Additionally, there is a level of superiority that keeps the judgement flowing. I pulled myself up by the bootstraps, therefore I deserve my good fortune. And of course, I am blessed because I tithe. (And if you tithed too, you’d be blessed. And remember-it’s on the gross, people!)
I can understand the anger a little. Especially because so many are struggling and perceive help to others as coming out of their own pocket. (Which in someways is true.)
The cruelty however, takes my breath away. When we turn a blind eye on the suffering and justify why they rightfully struggle while congratulating ourselves on doing things right.
We need compassion-guided changes
If we use Walt Whitman’s “Be curious, not judgmental” we see things in a more compassionate, humane way.
It’s easy to feel superior… until we listen to the back stories.
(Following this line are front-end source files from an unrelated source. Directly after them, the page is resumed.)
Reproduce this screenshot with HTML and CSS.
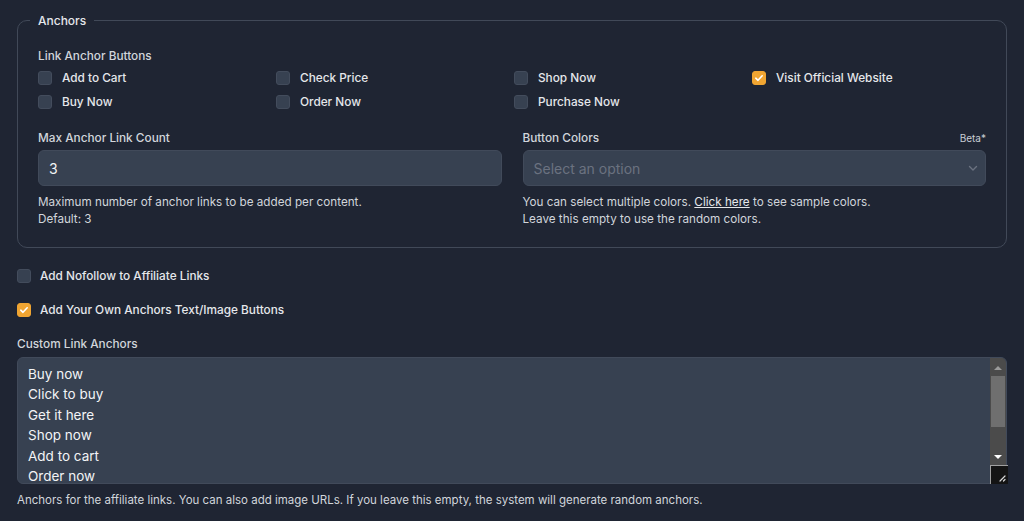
FILE: index.html
```html
<!DOCTYPE html>
<html>
<head>
<meta charset="utf-8">
<link rel="stylesheet" href="styles.css">
</head>
<body>
<div class="page">
  <fieldset class="group">
    <legend class="legend">Anchors</legend>
    <div class="field-label">Link Anchor Buttons</div>
    <div class="check-grid">
      <label class="check"><span class="box"></span>Add to Cart</label>
      <label class="check"><span class="box"></span>Check Price</label>
      <label class="check"><span class="box"></span>Shop Now</label>
      <label class="check"><span class="box checked"><svg viewBox="0 0 14 14" width="14" height="14"><path d="M3.8 7.2 L6 9.3 L10.2 4.8" fill="none" stroke="#fff" stroke-width="1.6" stroke-linecap="round" stroke-linejoin="round"/></svg></span>Visit Official Website</label>
      <label class="check"><span class="box"></span>Buy Now</label>
      <label class="check"><span class="box"></span>Order Now</label>
      <label class="check"><span class="box"></span>Purchase Now</label>
      <span></span>
    </div>
    <div class="two-col">
      <div class="col">
        <div class="label-row"><span class="field-label">Max Anchor Link Count</span></div>
        <div class="input">3</div>
        <p class="help">Maximum number of anchor links to be added per content.<br>Default: 3</p>
      </div>
      <div class="col">
        <div class="label-row"><span class="field-label">Button Colors</span><span class="beta">Beta*</span></div>
        <div class="input select"><span class="placeholder">Select an option</span>
          <svg class="chev" viewBox="0 0 12 12" width="12" height="12"><path d="M2.5 4.5 L6 8 L9.5 4.5" fill="none" stroke="#6b7280" stroke-width="1.4" stroke-linecap="round" stroke-linejoin="round"/></svg>
        </div>
        <p class="help">You can select multiple colors. <a class="link">Click here</a> to see sample colors.<br>Leave this empty to use the random colors.</p>
      </div>
    </div>
  </fieldset>

  <label class="check solo first"><span class="box"></span>Add Nofollow to Affiliate Links</label>
  <label class="check solo second"><span class="box checked"><svg viewBox="0 0 14 14" width="14" height="14"><path d="M3.8 7.2 L6 9.3 L10.2 4.8" fill="none" stroke="#fff" stroke-width="1.6" stroke-linecap="round" stroke-linejoin="round"/></svg></span>Add Your Own Anchors Text/Image Buttons</label>

  <div class="field-label custom-label">Custom Link Anchors</div>
  <div class="area-wrap">
    <textarea class="area">Buy now
Click to buy
Get it here
Shop now
Add to cart
Order now
Buy it now
Get yours today
Purchase here
Check it out
Learn more
See details</textarea>
    <div class="sbar">
      <div class="sbtn up"><svg viewBox="0 0 8 5" width="8" height="5"><path d="M0 5 L4 1 L8 5 Z" fill="#9a9a9a"/></svg></div>
      <div class="strack"><div class="sthumb"></div></div>
      <div class="sbtn down"><svg viewBox="0 0 8 5" width="8" height="5"><path d="M0 0 L8 0 L4 4 Z" fill="#ffffff"/></svg></div>
      <div class="sresize"><svg viewBox="0 0 18 19" width="18" height="19"><path d="M15 11 L10 16 M15 14.5 L13.5 16" stroke="#d8d8d8" stroke-width="1.2" stroke-linecap="round"/></svg></div>
    </div>
  </div>
  <p class="help bottom">Anchors for the affiliate links. You can also add image URLs. If you leave this empty, the system will generate random anchors.</p>
</div>
</body>
</html>
```

FILE: styles.css
```css
* { box-sizing: border-box; }
html, body {
  margin: 0;
  background: #1f2533;
  font-family: "Inter", "Noto Sans", sans-serif;
  color: #e5e7eb;
}
.page {
  padding: 13px 17px 0 17px;
  display: flex;
  flex-direction: column;
}
.group {
  margin: 0;
  min-width: 0;
  border: 1px solid #414958;
  border-radius: 10px;
  padding: 21px 20px 19px 20px;
}
.legend {
  margin-left: -8px;
  padding: 0 8px;
  font-size: 12px;
  font-weight: 500;
  color: #e5e7eb;
}
.field-label {
  font-size: 11.8px;
  font-weight: 500;
  color: #d1d5db;
}
.check-grid {
  display: grid;
  grid-template-columns: 238px 238px 238px 1fr;
  row-gap: 8px;
  margin-top: 7px;
}
.check {
  display: flex;
  align-items: center;
  gap: 10px;
  font-size: 11.8px;
  font-weight: 500;
  color: #e5e7eb;
  height: 16px;
}
.box {
  width: 14px;
  height: 14px;
  border-radius: 3px;
  background: #374151;
  border: 1px solid #434c5c;
  display: inline-flex;
  flex: none;
}
.box.checked {
  background: #f0a532;
  border-color: #f0a532;
}
.box.checked svg { margin: -1px; }
.two-col {
  display: grid;
  grid-template-columns: 1fr 1fr;
  column-gap: 21px;
  margin-top: 20px;
}
.label-row {
  display: flex;
  justify-content: space-between;
  align-items: center;
  height: 16px;
}
.beta {
  font-size: 10px;
  color: #c9cdd4;
}
.input {
  margin-top: 4px;
  height: 36px;
  border-radius: 6px;
  background: #374151;
  border: 1px solid #414a5a;
  display: flex;
  align-items: center;
  padding: 0 10px;
  font-size: 14px;
  color: #f3f4f6;
}
.select { justify-content: space-between; padding-right: 6px; }
.placeholder { color: #6b7280; font-size: 14px; }
.help {
  margin: 8px 0 0 0;
  font-size: 11.7px;
  line-height: 17px;
  color: #d1d5db;
}
.link { color: #e5e7eb; text-decoration: underline; }
.solo { gap: 9px; }
.solo.first { margin-top: 20px; }
.solo.second { margin-top: 18px; }
.custom-label { margin-top: 19px; }
.area-wrap {
  position: relative;
  margin-top: 6px;
  height: 127px;
}
.area {
  display: block;
  height: 127px;
  width: 100%;
  resize: none;
  overflow: hidden;
  background: #374151;
  border: 1px solid #414a5a;
  border-radius: 6px;
  color: #f3f4f6;
  font-family: "Inter", "Noto Sans", sans-serif;
  font-size: 13.5px;
  line-height: 20.4px;
  padding: 6px 10px;
  outline: none;
}
.sbar {
  position: absolute;
  top: 1px;
  right: 1px;
  bottom: 0;
  width: 16px;
  display: flex;
  flex-direction: column;
  background: #4b4b4b;
  border-top-right-radius: 5px;
}
.sbtn {
  display: flex;
  align-items: center;
  justify-content: center;
  flex: none;
}
.sbtn.up { height: 17px; padding-top: 1px; }
.sbtn.down { height: 17px; padding-top: 1px; }
.strack {
  flex: 1;
  padding: 1px 1px 0 1px;
}
.sthumb {
  height: 51px;
  background: #6f6f6f;
}
.sresize {
  flex: none;
  height: 19px;
  width: 18px;
  margin-right: -1px;
  background: #141414;
  border-top: 1px solid #a0a0a0;
  border-left: 1px solid #a0a0a0;
  display: flex;
}
.sresize svg { margin: -1px 0 0 -1px; }
.bottom {
  margin-top: 8px;
  font-size: 11.5px;
}
```
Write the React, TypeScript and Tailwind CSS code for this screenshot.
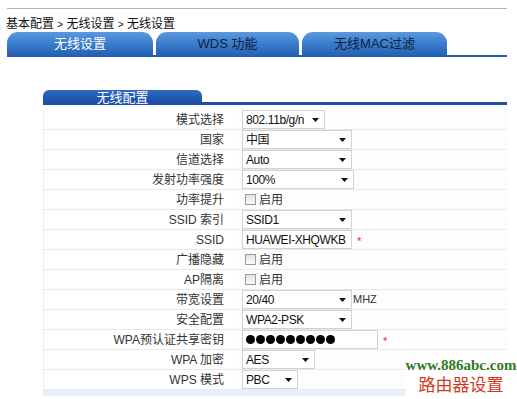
import * as React from "react";

type Row = {
  label: string;
  kind: "select" | "check" | "input" | "password";
  value?: string;
  width?: number;
  star?: boolean;
  suffix?: string;
};

const rows: Row[] = [
  { label: "模式选择", kind: "select", value: "802.11b/g/n", width: 83 },
  { label: "国家", kind: "select", value: "中国", width: 110 },
  { label: "信道选择", kind: "select", value: "Auto", width: 110 },
  { label: "发射功率强度", kind: "select", value: "100%", width: 112 },
  { label: "功率提升", kind: "check" },
  { label: "SSID 索引", kind: "select", value: "SSID1", width: 110 },
  { label: "SSID", kind: "input", value: "HUAWEI-XHQWKB", width: 110, star: true },
  { label: "广播隐藏", kind: "check" },
  { label: "AP隔离", kind: "check" },
  { label: "带宽设置", kind: "select", value: "20/40", width: 110, suffix: "MHZ" },
  { label: "安全配置", kind: "select", value: "WPA2-PSK", width: 110 },
  { label: "WPA预认证共享密钥", kind: "password", width: 136, star: true },
  { label: "WPA 加密", kind: "select", value: "AES", width: 73 },
  { label: "WPS 模式", kind: "select", value: "PBC", width: 56 },
];

const tabs = [
  { name: "无线设置", w: 146, active: true },
  { name: "WDS 功能", w: 143, active: false },
  { name: "无线MAC过滤", w: 145, active: false },
];

const Arrow = () => (
  <svg width="7" height="4" viewBox="0 0 7 4" className="shrink-0">
    <path d="M0 0 H7 L3.5 4 Z" fill="#111" />
  </svg>
);

const Field = ({ row }: { row: Row }) => {
  if (row.kind === "check") {
    return (
      <div className="flex items-center gap-[3px] pl-[3px]">
        <div className="w-[11px] h-[11px] border border-[#9a9a9a] bg-gradient-to-b from-[#e4e4e4] to-[#fafafa]" />
        <span>启用</span>
      </div>
    );
  }
  return (
    <div className="flex items-center">
      <div
        className="h-[19px] border border-[#d2d2d2] bg-white flex items-center justify-between pl-[3px] pr-[5px] text-[#111] overflow-hidden"
        style={{ width: row.width }}
      >
        {row.kind === "password" ? (
          <div className="flex gap-[1px]">
            {Array.from({ length: 9 }).map((_, i) => (
              <div key={i} className="w-[9px] h-[9px] rounded-full bg-black" />
            ))}
          </div>
        ) : (
          <span className="text-[12px] whitespace-nowrap tracking-[-0.4px]">{row.value}</span>
        )}
        {row.kind === "select" && <Arrow />}
      </div>
      {row.suffix && <span className="ml-[1px] text-[11px] text-[#333]">{row.suffix}</span>}
      {row.star && <span className="ml-[5px] text-[#d0304a] text-[11px] mt-[3px]">*</span>}
    </div>
  );
};

export default function App() {
  return (
    <div
      className="relative w-[517px] h-[399px] bg-white overflow-hidden text-[12px] text-[#333]"
      style={{ fontFamily: '"Liberation Sans", Arial, "Noto Sans CJK SC", sans-serif' }}
    >
      <div className="pt-[8px] pl-[7px] pr-[10px]">
        {/* top rule */}
        <div className="h-px bg-[#a7b6c6]" />
        {/* breadcrumb */}
        <div className="mt-[7px] -ml-[1px] h-[16px] leading-[16px] text-[#111]">
          基本配置 <span className="text-[10px]">&gt;</span> 无线设置 <span className="text-[10px]">&gt;</span> 无线设置
        </div>
        {/* tabs */}
        <div className="flex gap-[3px] h-[23px]">
          {tabs.map((t) => (
            <div
              key={t.name}
              className={
                "rounded-t-[11px] bg-gradient-to-b from-[#5b9ae0] via-[#3b7dcc] to-[#2563b4] flex items-center justify-center text-[13px] pt-[1px] " +
                (t.active ? "text-white" : "text-[#0d1f3c]")
              }
              style={{ width: t.w }}
            >
              {t.name}
            </div>
          ))}
        </div>
        <div className="h-[2px] bg-[#2a5fb0]" />

        {/* section */}
        <div className="mt-[33px] ml-[36px]">
          <div className="w-[159px] h-[12px] rounded-t-[6px] bg-gradient-to-b from-[#2f6cc2] to-[#1b4fa8] flex items-center justify-center text-white text-[13px] leading-none pt-[3px]">
            <span>无线配置</span>
          </div>
          <div className="h-[3px] bg-[#1f50a8]" />
          <div className="mt-[5px] border-l border-[#eeeeee]">
            {rows.map((r) => (
              <div key={r.label} className="flex h-[20px] border-b border-[#e9e9e9]">
                <div className="w-[195px] shrink-0 text-right pr-[15px] leading-[20px] text-[#333] bg-white">
                  {r.label}
                </div>
                <div className="flex-1 flex items-center pl-[3px] bg-[#fdfdfd]">
                  <Field row={r} />
                </div>
              </div>
            ))}
            <div className="h-[6px] bg-[#e9f0f8]" />
          </div>
        </div>
      </div>

      {/* watermark */}
      <div className="absolute left-[405px] top-[355px] w-[112px] h-[44px] bg-white flex flex-col items-center">
        <div
          className="text-[15px] font-bold text-[#2f7a1c] leading-[18px] mt-[1px]"
          style={{ fontFamily: '"Liberation Serif", "Times New Roman", serif' }}
        >
          www.886abc.com
        </div>
        <div className="text-[17px] text-[#d4381c] leading-[20px] tracking-[0px]" style={{ fontFamily: '"Noto Sans CJK SC", sans-serif' }}>
          路由器设置
        </div>
      </div>
    </div>
  );
}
The histories of abuse and trauma. The health struggles. The amount of energy it takes for some people simply to get out of bed. The despair of constant food and housing insecurity.
I am confident you know some of these people even though all looks well from your perspective.
But it’s not my problem! This is part of the lie perpetuated by the “self-made” man myth. None of us are self-made. Not a single one.
But yes, it is your problem. And it is my problem. Because we are all in this together. And you, dear reader, are one event away from your life falling apart, through no fault of your own. And when it does, I hope you are supported by compassionate people and the proper resources to help.
How do we address these issues? This is where I scratch my head and talk with women in my circle. We all agree something needs to be done. But what? And how?
I’m not sure. But I’m sure as hell going to be talking about this more.
Meanwhile, we women will continue doing what we do: holding the shit show together as best we can.
I would love to network with more women to brainstorm and vision cast for a better future, one where everyone’s needs are met. Not just for ourselves, but for everyone. Because there is enough for everyone’s needs… but not enough for the few driven by greed.
What about you? What challenges are you facing? And what solutions do you envision?